The heat pushed demand to a new record — topping 81,000 megawatts on Tuesday — but the state’s grid operator has only requested that residents lower their power use one day during the heat wave, when electricity from wind and power plants that use coal, nuclear or natural gas fell short of their past output.
Solar power provided nearly 20% of the Texas grid’s power needs on Tuesday before demand reached a new high.
A so-called “heat dome” has settled over the state, meaning an area of high pressure sits above while the area bakes, Houston-based meteorologist Matt Lanza said. This means June hasn’t been very windy.
The heat has been punishing. Local officials have opened cooling centers while people working outside struggle to avoid heat-related illness. A postal worker died in Dallas last week as the heat index reached 115 degrees, and a teenager died while hiking in Big Bend National Park on a day when the temperature hit 119 degrees, according to news reports.

Experts credit the state’s diversity of energy sources for keeping the lights on. The significant increase in solar power generation in recent years has helped meet the growing demand for electricity in Texas, which operates its grid largely independently of the rest of the country.

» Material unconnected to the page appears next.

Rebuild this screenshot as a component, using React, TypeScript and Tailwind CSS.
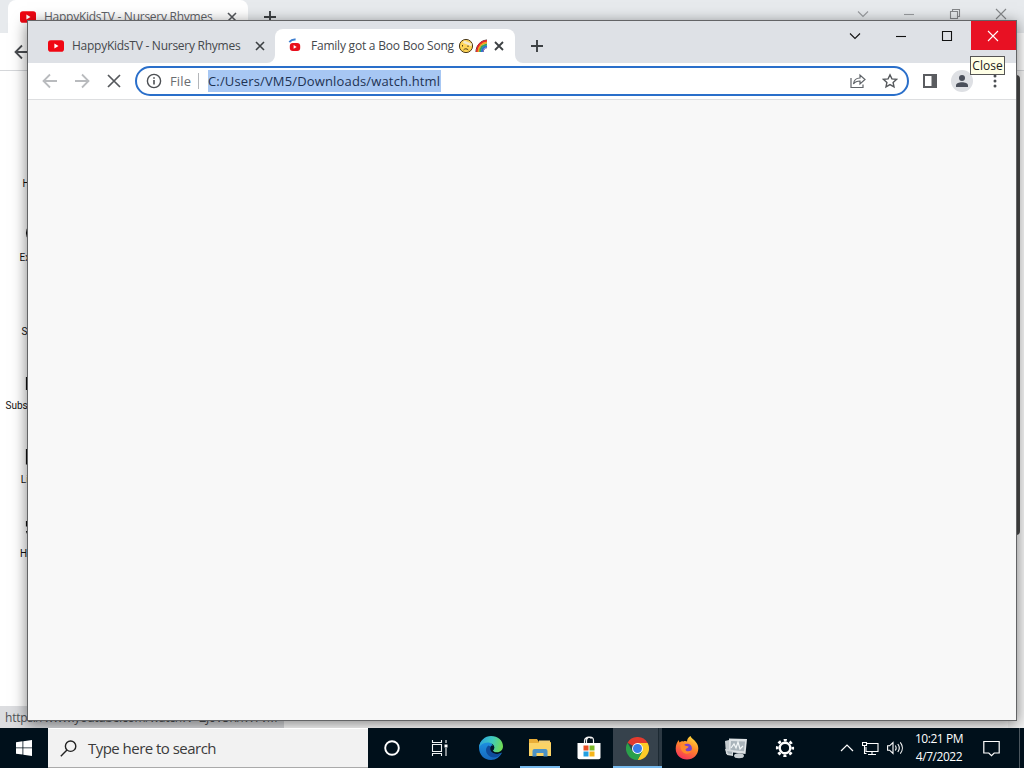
import { ReactNode } from "react";

type TGuideItem = {
  label: string;
  icon: ReactNode;
};

const guideItems: TGuideItem[] = [
  { label: "Home", icon: <path d="M4 21V10l8-7 8 7v11h-6v-6h-4v6z" /> },
  {
    label: "Explore",
    icon: (
      <>
        <circle cx="12" cy="12" r="9.5" />
        <path d="M16 8l-2.5 5.5L8 16l2.5-5.5z" />
      </>
    ),
  },
  { label: "Shorts", icon: <path d="M8 5l8-3 2 5-4 3 4 3-2 5-8 3-2-5 4-3-4-3z" /> },
  { label: "Subscriptions", icon: <path d="M2.500 8.500h19v12h-19zM5 5.500h14M10 12v5l5-2.500z" /> },
  { label: "Library", icon: <path d="M2.500 6v15h15M6.500 3h14v14h-14zM11 7v6l5-3z" /> },
  { label: "History", icon: <path d="M2.500 4v5h5M3 9a9 9 0 1 1-.5 5M12 7v5l4 2" /> },
];

function YoutubeLogo() {
  return (
    <svg className="shrink-0" width="16" height="16" viewBox="0 0 16 16">
      <rect x="0" y="2.300" width="16" height="11.400" rx="2.800" fill="#f00612" />
      <path d="M6.400 5.600v4.800l4.100-2.400z" fill="#fff" />
    </svg>
  );
}

// red favicon shrunk by the loading spinner
function LoadingFavicon() {
  return (
    <svg className="shrink-0" width="16" height="16" viewBox="0 0 16 16">
      <path d="M2.300 4.100C4 2.200 6.200 1.300 8.600 1.600" fill="none" stroke="#3f7fd0" strokeWidth="2" />
      <rect x="2.800" y="4.900" width="10.400" height="8" rx="3" fill="#e80f1d" />
      <path d="M6.600 7v3.800l3.100-1.900z" fill="#fff" />
    </svg>
  );
}

function CloseIcon({ size = 16, color = "#3c4043", width = 1.6 }: { size?: number; color?: string; width?: number }) {
  return (
    <svg className="shrink-0" width={size} height={size} viewBox="0 0 16 16">
      <path d="M4 4l8 8M12 4l-8 8" stroke={color} strokeWidth={width} />
    </svg>
  );
}

function PlusIcon() {
  return (
    <svg width="16" height="16" viewBox="0 0 16 16">
      <path d="M8 2v12M2 8h12" stroke="#3c4043" strokeWidth="1.900" />
    </svg>
  );
}

function ArrowIcon({ color, flip }: { color: string; flip?: boolean }) {
  return (
    <svg className={flip ? "shrink-0 rotate-180" : "shrink-0"} width="16" height="16" viewBox="0 0 16 16">
      <path d="M15 8H2M8 1.500L1.500 8 8 14.500" fill="none" stroke={color} strokeWidth="1.800" />
    </svg>
  );
}

function CaptionIcon({ name, color }: { name: "down" | "min" | "max" | "restore" | "close"; color: string }) {
  const paths = {
    down: "M1 3.500l5 5 5-5",
    min: "M1 6.500h10",
    max: "M1.500 1.500h9v9h-9z",
    restore: "M1.500 3.500h7v7h-7zM3.500 3.500v-2h7v7h-2",
    close: "M1 1l10 10M11 1L1 11",
  };
  return (
    <svg width="12" height="12" viewBox="0 0 12 12">
      <path d={paths[name]} fill="none" stroke={color} strokeWidth="1.100" />
    </svg>
  );
}

function BackWindow() {
  return (
    <div className="relative flex min-h-0 flex-1 flex-col overflow-hidden bg-white">
      <div className="flex h-[33px] shrink-0 bg-[#e7eaed]">
        <div className="ml-2 flex w-[240px] items-center rounded-t-lg bg-white pl-3">
          <YoutubeLogo />
          <span className="ml-2 w-[172px] whitespace-nowrap text-[12px] tracking-[-0.26px] text-[#5f6368]">
            HappyKidsTV - Nursery Rhymes
          </span>
          <span className="ml-[8px]">
            <CloseIcon color="#55585c" />
          </span>
        </div>
        <div className="ml-[14px] flex items-center">
          <PlusIcon />
        </div>
        <div className="ml-auto flex h-[28px] items-center">
          <div className="flex w-[46px] justify-center"><CaptionIcon name="down" color="#999c9f" /></div>
          <div className="flex w-[46px] justify-center"><CaptionIcon name="min" color="#999c9f" /></div>
          <div className="flex w-[46px] justify-center"><CaptionIcon name="restore" color="#85878a" /></div>
          <div className="flex w-[46px] justify-center"><CaptionIcon name="close" color="#85878a" /></div>
        </div>
      </div>
      <div className="flex h-[38px] shrink-0 items-center border-b border-[#d5d7da] pl-[14px]">
        <ArrowIcon color="#4a4d51" />
      </div>
      <div className="flex flex-1">
        <div className="flex w-[72px] flex-col pt-[60px]">
          {guideItems.map((item) => (
            <div key={item.label} className="flex h-[74px] shrink-0 flex-col items-center pt-4">
              <svg width="24" height="24" viewBox="0 0 24 24" fill="none" stroke="#111" strokeWidth="1.200">
                {item.icon}
              </svg>
              <span className="mt-[6px] font-[Roboto,sans-serif] text-[10px] leading-[14px] text-[#111]">
                {item.label}
              </span>
            </div>
          ))}
        </div>
        <div className="ml-auto w-[16px] bg-[#f6f6f6] pt-1">
          <div className="ml-1 h-[460px] w-2 rounded-lg bg-[#4a4a4a]" />
        </div>
      </div>
      <div className="absolute bottom-0 left-0 h-[22px] w-[284px] whitespace-nowrap bg-[#dcdde0] pl-[5px] pt-[3px] text-[12px] leading-[17px] tracking-[-0.22px] text-[#4f5256]">
        https://www.youtube.com/watch?v=ZJ0V5KnW7vM
      </div>
    </div>
  );
}

function TabStrip() {
  return (
    <div className="flex h-[42px] shrink-0 bg-[#dee1e6]">
      <div className="mt-2 flex h-[34px] w-[247px] items-center pl-5">
        <YoutubeLogo />
        <span className="ml-2 w-[172px] whitespace-nowrap text-[12px] tracking-[-0.26px] text-[#45484c]">
          HappyKidsTV - Nursery Rhymes
        </span>
        <span className="ml-[8px]">
          <CloseIcon />
        </span>
      </div>
      <div className="relative mt-2 flex h-[34px] w-[240px] items-center rounded-t-lg bg-white pl-3">
        <svg className="absolute -left-2 bottom-0" width="8" height="8"><path d="M8 0v8H0a8 8 0 0 0 8-8z" fill="#fff" /></svg>
        <svg className="absolute -right-2 bottom-0" width="8" height="8"><path d="M0 0v8h8a8 8 0 0 1-8-8z" fill="#fff" /></svg>
        <LoadingFavicon />
        <span className="ml-2 w-[147px] whitespace-nowrap text-[12px] tracking-[-0.22px] text-[#45484c]">
          Family got a Boo Boo Song
        </span>
        <svg className="shrink-0" width="16" height="16" viewBox="0 0 16 16">
          <circle cx="8" cy="8" r="6.600" fill="#ffd557" stroke="#4b3a1c" />
          <path d="M6 2.500l8 3.200-.6 2.500L5 5z" fill="#f3ead0" />
          <path d="M4.500 7v1.500M10 7.500V9M5.500 12c1.300-1.600 3.400-1.600 4.800 0" fill="none" stroke="#4b3a1c" />
        </svg>
        <svg className="shrink-0" width="16" height="16" viewBox="0 0 16 16" fill="none" strokeWidth="2">
          <path d="M2 14C2 7.500 6.500 2.500 13 2" stroke="#3b2a2a" strokeWidth="1" />
          <path d="M3 14C3 7.800 7 3.300 13 2.900" stroke="#e3262f" />
          <path d="M4.500 14C4.500 8.500 8 5 13 4.600" stroke="#f5a11c" />
          <path d="M6.200 14c0-4.300 2.700-7 6.800-7.500" stroke="#3aa655" />
          <path d="M7.800 14c0-3.300 2-5.400 5.200-5.800" stroke="#2775d0" />
          <path d="M9.200 14c0-2.500 1.600-4 3.800-4.300" stroke="#65409b" strokeWidth="1" />
        </svg>
        <span className="ml-[1px]">
          <CloseIcon width={1.8} />
        </span>
      </div>
      <div className="ml-[14px] mt-2 flex h-[34px] items-center">
        <PlusIcon />
      </div>
      <div className="ml-auto flex h-[29px]">
        <div className="flex w-[46px] items-center justify-center pr-[2px]"><CaptionIcon name="down" color="#111" /></div>
        <div className="flex w-[46px] items-center justify-center pr-[2px]"><CaptionIcon name="min" color="#111" /></div>
        <div className="flex w-[46px] items-center justify-center pr-[2px]"><CaptionIcon name="max" color="#111" /></div>
        <div className="flex w-[45px] items-center justify-center bg-[#e81123] pr-[2px]"><CaptionIcon name="close" color="#fff" /></div>
      </div>
    </div>
  );
}

function Toolbar() {
  return (
    <div className="flex h-[37px] shrink-0 items-center border-b border-[#dddee0] bg-white pl-[14px]">
      <ArrowIcon color="#b9bbbe" />
      <span className="ml-4 flex"><ArrowIcon color="#b9bbbe" flip /></span>
      <svg className="ml-4" width="16" height="16" viewBox="0 0 16 16">
        <path d="M2 2l12 12M14 2L2 14" stroke="#55585c" strokeWidth="1.700" />
      </svg>
      <div className="ml-[13px] flex h-[30px] w-[774px] items-center rounded-full border-2 border-[#2a6fca] pl-[9px] text-[14px]">
        <svg width="16" height="16" viewBox="0 0 16 16">
          <circle cx="8" cy="8" r="6.600" fill="none" stroke="#4c4f53" strokeWidth="1.400" />
          <path d="M8 7v4.500M8 4.300v1.500" stroke="#4c4f53" strokeWidth="1.600" />
        </svg>
        <span className="ml-2 w-[28px] pt-px text-[13px] tracking-[0.15px] text-[#6a6d71]">File</span>
        <span className="h-4 w-px bg-[#b4b6b9]" />
        <span className="ml-[9px] h-[22px] w-[233px] whitespace-nowrap bg-[#a7c7f3] text-[13px] leading-[23px] tracking-[0.15px] text-[#1e3353]">
          C:/Users/VM5/Downloads/watch.html
        </span>
        <svg className="ml-auto" width="18" height="16" viewBox="0 0 18 16" fill="none" stroke="#5f6368" strokeWidth="1.200">
          <path d="M2 5v9.500h12V11.500" />
          <path d="M4.500 11c.4-4 2.600-6 6.500-6V2l5 4.500-5 4.500V8c-3 0-5 .8-6.500 3z" />
        </svg>
        <svg className="ml-[15px] mr-[9px]" width="16" height="16" viewBox="0 0 16 16">
          <path d="M8 1.800l1.900 4.100 4.500.5-3.300 3 .9 4.400L8 11.600l-4 2.200.9-4.400-3.300-3 4.500-.5z" fill="none" stroke="#55585c" strokeWidth="1.400" />
        </svg>
      </div>
      <svg className="ml-[13px]" width="16" height="16" viewBox="0 0 16 16">
        <path d="M2 2h12v12H2z" fill="none" stroke="#5a5c60" strokeWidth="2" />
        <path d="M9.500 2H15v12H9.500z" fill="#5a5c60" />
      </svg>
      <div className="ml-[13px] flex h-[22px] w-[22px] items-center justify-center rounded-full bg-[#dee0e4]">
        <svg width="14" height="14" viewBox="0 0 14 14" fill="#4a4f5a">
          <circle cx="7" cy="3.900" r="3" />
          <path d="M1 13v-1.500C1 9.500 4 8.300 7 8.300s6 1.200 6 3.200V13z" />
        </svg>
      </div>
      <svg className="ml-[14px]" width="16" height="16" viewBox="0 0 16 16" fill="#4c4f53">
        <circle cx="8" cy="3" r="1.500" />
        <circle cx="8" cy="8" r="1.500" />
        <circle cx="8" cy="13" r="1.500" />
      </svg>
    </div>
  );
}

function FrontWindow() {
  return (
    <div className="absolute left-[27px] top-[20px] flex h-[701px] w-[990px] flex-col border border-[#636466] bg-[#f8f8f8] shadow-[0_3px_14px_rgba(0,0,0,0.5)]">
      <TabStrip />
      <Toolbar />
      <div className="flex-1" />
      <div className="absolute left-[942px] top-[35px] flex h-[19px] w-[35px] items-center justify-center border border-[#555] bg-[#ffffe6] text-[12px] text-[#222]">
        Close
      </div>
    </div>
  );
}

function EdgeLogo() {
  return (
    <svg width="24" height="24" viewBox="0 0 24 24">
      <defs>
        <linearGradient id="edgeTop" x1="0" y1="0.2" x2="1" y2="0.4">
          <stop offset="0" stopColor="#2a9fe0" />
          <stop offset="0.550" stopColor="#3fcbbd" />
          <stop offset="1" stopColor="#6fdb56" />
        </linearGradient>
        <linearGradient id="edgeLow" x1="0" y1="0" x2="0" y2="1">
          <stop offset="0" stopColor="#1e96e6" />
          <stop offset="1" stopColor="#1668bd" />
        </linearGradient>
      </defs>
      <path d="M0 11.500C1 4 6 2 11 4l3 6-3 4c1 4 6 5.500 12 2.500C21 21 17 24 12 24 5 24 0 18.500 0 11.500z" fill="url(#edgeLow)" />
      <path d="M0 11.500C.7 4.700 6 0 12 0c7 0 12 4.700 12 10.300 0 3.600-2.500 6-6 6-3 0-4.200-1-4-1.900.2-.7 1.200-1 1.200-3C15.200 9 12.500 6.500 8.500 6.500 4.500 6.500 1.500 8.700 0 11.500z" fill="url(#edgeTop)" />
      <path d="M9.500 9.500c-3.500 2-3.500 8 1.500 11 4 2 8.500 1 11.500-3.500-3 1.500-8.500 1.500-10.500-2-.8-1.500-.5-3 .3-4z" fill="#0f4c9c" />
      <path d="M12.300 9.700c1.800-.6 3 .3 3 1.800 0 1.700-1.300 2.200-1.300 3 0 1 1.500 1.800 4 1.800-3 .7-6.300-.6-6.700-3.200-.2-1.300.2-2.600 1-3.400z" fill="#02152a" />
    </svg>
  );
}

function ExplorerIcon() {
  return (
    <svg width="22" height="20" viewBox="0 0 22 20">
      <path d="M0 1h8l2 3h12v14H0z" fill="#e9ad37" />
      <path d="M0 5h22v13H0z" fill="#fbd366" />
      <path d="M10 2.500h11V5H10z" fill="#f4cf72" />
      <path d="M3.500 18.500V13a2 2 0 0 1 2-2h11a2 2 0 0 1 2 2v5.500h-4V15h-7v3.500z" fill="#4c92c6" />
    </svg>
  );
}

function StoreIcon() {
  return (
    <svg width="24" height="24" viewBox="0 0 24 24">
      <path d="M7.500 8V5a4 4 0 0 1 7-2.500M9.500 8V4.500a3.500 3.500 0 0 1 7 0V8" fill="none" stroke="#f4f4f4" strokeWidth="1.200" />
      <path d="M.5 7h23v14.500a1.800 1.800 0 0 1-1.800 1.800H2.300A1.800 1.800 0 0 1 .5 21.500z" fill="#fff" />
      <path d="M6.500 9.500h5v5h-5z" fill="#e74f25" />
      <path d="M12.500 9.500h5v5h-5z" fill="#7cb928" />
      <path d="M6.500 15.500h5v5h-5z" fill="#239fe1" />
      <path d="M12.500 15.500h5v5h-5z" fill="#f6b51b" />
    </svg>
  );
}

function ChromeLogo() {
  return (
    <svg width="23" height="23" viewBox="0 0 24 24">
      <path d="M12 12L1.600 6a12 12 0 0 1 20.800 0z" fill="#e33b2e" />
      <path d="M12 12h0L22.400 6A12 12 0 0 1 12 24l5-9z" fill="#fccb27" />
      <path d="M12 12l5 3-5 9A12 12 0 0 1 1.600 6l5.200 9z" fill="#2aa04a" />
      <path d="M12 6.300h10.500L17 15z" fill="#fccb27" />
      <circle cx="12" cy="12" r="5.700" fill="#fff" />
      <circle cx="12" cy="12" r="4.700" fill="#3a7de8" />
    </svg>
  );
}

function FirefoxLogo() {
  return (
    <svg width="24" height="24" viewBox="0 0 24 24">
      <defs>
        <linearGradient id="fox" x1="0.8" y1="0" x2="0.3" y2="1">
          <stop offset="0" stopColor="#ffe13f" />
          <stop offset="0.450" stopColor="#ff8a28" />
          <stop offset="1" stopColor="#f5315b" />
        </linearGradient>
      </defs>
      <path d="M15.500 0c1 2.500 3.500 3.500 5.300 6 1.700 2 2.500 4 2.500 6.500C23.300 19 18.200 23.500 12 23.500S.7 19 .7 12.700C.7 9 2 6 3.800 4c.1 1.200.4 1.900.9 2.400C6 5.200 7.200 5.200 8.500 5.500 10 4.800 11.200 5 12 5.600 12 3.200 13.500 1 15.500 0z" fill="url(#fox)" />
      <circle cx="12.300" cy="12.300" r="4.600" fill="#7a43c9" />
      <path d="M5.500 9c2-1 4-.3 5.500 1 1 .2 2.500.1 2.500.7 0 1.200-2.700 1.600-3 3 .7 2 3.800 2 6 .6-.5 2.300-3 3.800-5.500 3.400C7.500 17 5 13.500 5.500 9z" fill="#ff8a2a" />
    </svg>
  );
}

function MonitorAppIcon() {
  return (
    <svg width="24" height="22" viewBox="0 0 24 22">
      <path d="M1 4l8-2v14l-7 1z" fill="#c3cace" />
      <path d="M5 1.500l18 .5-1.500 15L5 15z" fill="#dde2e5" />
      <path d="M7 4l14 .4-1 9.900L6.500 13z" fill="#a9b4bb" />
      <path d="M7 11l3-4 2 4 2-6 2 7 3-3" fill="none" stroke="#f3f7f8" strokeWidth="1.200" />
      <ellipse cx="15" cy="18.800" rx="5" ry="2.500" fill="#c9d0d4" />
      <path d="M1 12l8 1v6l-6-1z" fill="#d3d9dc" />
      <path d="M3 14l5 .7v2.500l-4-.6z" fill="#a5b0b7" />
    </svg>
  );
}

function GearIcon() {
  return (
    <svg width="20" height="20" viewBox="0 0 20 20" fill="none" stroke="#fff">
      <circle cx="10" cy="10" r="5.300" strokeWidth="2.400" />
      <circle cx="10" cy="10" r="7.800" strokeWidth="2.600" strokeDasharray="3.060 3.066" strokeDashoffset="1.530" />
    </svg>
  );
}

function Taskbar() {
  return (
    <div className="flex h-10 shrink-0 items-center bg-[#00101b]">
      <div className="flex w-12 justify-center">
        <svg width="16" height="16" viewBox="0 0 16 16" fill="#fff">
          <path d="M0 2.200l6.500-.9v6.200H0zM7.300 1.200L16 0v7.500H7.300zM0 8.300h6.500v6.300L0 13.700zM7.300 8.300H16V16l-8.700-1.200z" />
        </svg>
      </div>
      <div className="flex h-10 w-[320px] items-center border-y border-t-white border-b-[#aaa] bg-[#f2f2f2] pl-3">
        <svg width="17" height="17" viewBox="0 0 17 17" fill="none" stroke="#222" strokeWidth="1.400">
          <circle cx="10.600" cy="6.200" r="5.200" />
          <path d="M7 10L.8 16.200" />
        </svg>
        <span className="ml-[11px] whitespace-nowrap text-[15px] tracking-[-0.53px] text-[#3b3b3b]">Type here to search</span>
      </div>
      <div className="flex w-12 justify-center">
        <svg width="16" height="16" viewBox="0 0 16 16"><circle cx="8" cy="8" r="6.800" fill="none" stroke="#fff" strokeWidth="1.900" /></svg>
      </div>
      <div className="flex w-12 justify-center pr-px">
        <svg width="17" height="16" viewBox="0 0 17 16" fill="none" stroke="#f0f3f4" strokeWidth="1.100">
          <path d="M1.500 4.500h9v7h-9zM1.500 0v2.500h9V0M1.500 16v-2.500h9V16M15 0v3M15 8v8" />
          <path d="M13.500 4.500h3v3h-3z" fill="#fff" stroke="none" />
        </svg>
      </div>
      <div className="ml-[2px] flex w-[49px] justify-center"><EdgeLogo /></div>
      <div className="flex h-10 w-[49px] justify-center px-1">
        <div className="flex w-10 items-center justify-center border-b-2 border-[#76b9ed] pt-[2px]"><ExplorerIcon /></div>
      </div>
      <div className="flex w-[49px] justify-center pb-px"><StoreIcon /></div>
      <div className="flex h-10 w-[49px] border-b-2 border-[#76b9ed] bg-[#36424c]">
        <div className="flex flex-1 items-center justify-center pl-[3px] pt-[2px]"><ChromeLogo /></div>
        <div className="w-[4px] border-l border-[#1c2932] bg-[#2c3943]" />
      </div>
      <div className="flex w-[49px] justify-center"><FirefoxLogo /></div>
      <div className="flex w-[49px] justify-center"><MonitorAppIcon /></div>
      <div className="flex w-[49px] justify-center"><GearIcon /></div>
      <div className="ml-[26px] flex w-6 justify-center">
        <svg width="14" height="8" viewBox="0 0 14 8"><path d="M1 7l6-6 6 6" fill="none" stroke="#fff" strokeWidth="1.200" /></svg>
      </div>
      <div className="flex w-6 justify-center pr-px">
        <svg width="17" height="15" viewBox="0 0 17 15" fill="none" stroke="#fff" strokeWidth="1.100">
          <path d="M5 2.500h11v8H4V6M10 10.500v3M6 13.500h8M.5 1.500h4v3h-4zM2.500 4.500v8h2" />
        </svg>
      </div>
      <div className="flex w-6 justify-center">
        <svg width="17" height="14" viewBox="0 0 17 14" fill="none" stroke="#fff" strokeWidth="1.100">
          <path d="M.6 4.800h2L6 1.500v11L2.600 9.200h-2zM8.300 4.500c1 1.500 1 3.500 0 5M10.800 3c1.800 2.400 1.800 5.600 0 8M13.300 1.300c2.700 3.400 2.700 8 0 11.400" />
        </svg>
      </div>
      <div className="flex w-16 flex-col items-center whitespace-nowrap text-[12px] leading-[18px] tracking-[-0.45px] text-white">
        <span>10:21 PM</span>
        <span>4/7/2022</span>
      </div>
      <div className="flex w-10 justify-center">
        <svg width="17" height="17" viewBox="0 0 17 17" fill="none" stroke="#fff" strokeWidth="1.200">
          <path d="M.8 1.500h15.400v11.500h-5l-2.700 2.700L5.800 13h-5z" />
        </svg>
      </div>
      <div className="ml-2 h-10 w-px bg-[#4b565e]" />
    </div>
  );
}

export default function App() {
  return (
    <div className="relative flex h-[768px] w-[1024px] flex-col overflow-hidden bg-white font-['Open_Sans','Noto_Sans',sans-serif]">
      <BackWindow />
      <FrontWindow />
      {/* taskbar stays above the window shadow */}
      <div className="relative">
        <Taskbar />
      </div>
    </div>
  );
}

Some 16,800 megawatts of solar power could be produced on the state grid as of the end of May, compared with 2,600 in 2019, according to data from the grid operator, the Electric Reliability Council of Texas.
“The solar we’ve added in the last year has been tremendously beneficial, and the solar we will continue to add will also be beneficial,” said Michael Webber, an energy resources professor at the University of Texas at Austin. “Solar is such a boon for us, for grid reliability.”
Aaron Zubaty, chief executive officer of clean energy investment company Eolian, said solar power correlates with Texas’ hot, sunny days. But like any power source, solar has limits — it can’t produce power 24 hours a day.
Conditions on the electric grid often grow tightest when people get home from work, crank up their air conditioners, turn on televisions, do laundry or cook — often as the sun sets and solar power production drops.
Batteries and natural gas plants help in those critical hours before the winds typically pick up and wind power increases.
“Across the system right now, every resource is using its different attributes and working together throughout each 24-hour period,” Zubaty said in a statement, adding that “without this amount of added solar resources, the grid would be in dire straits during midday hours.”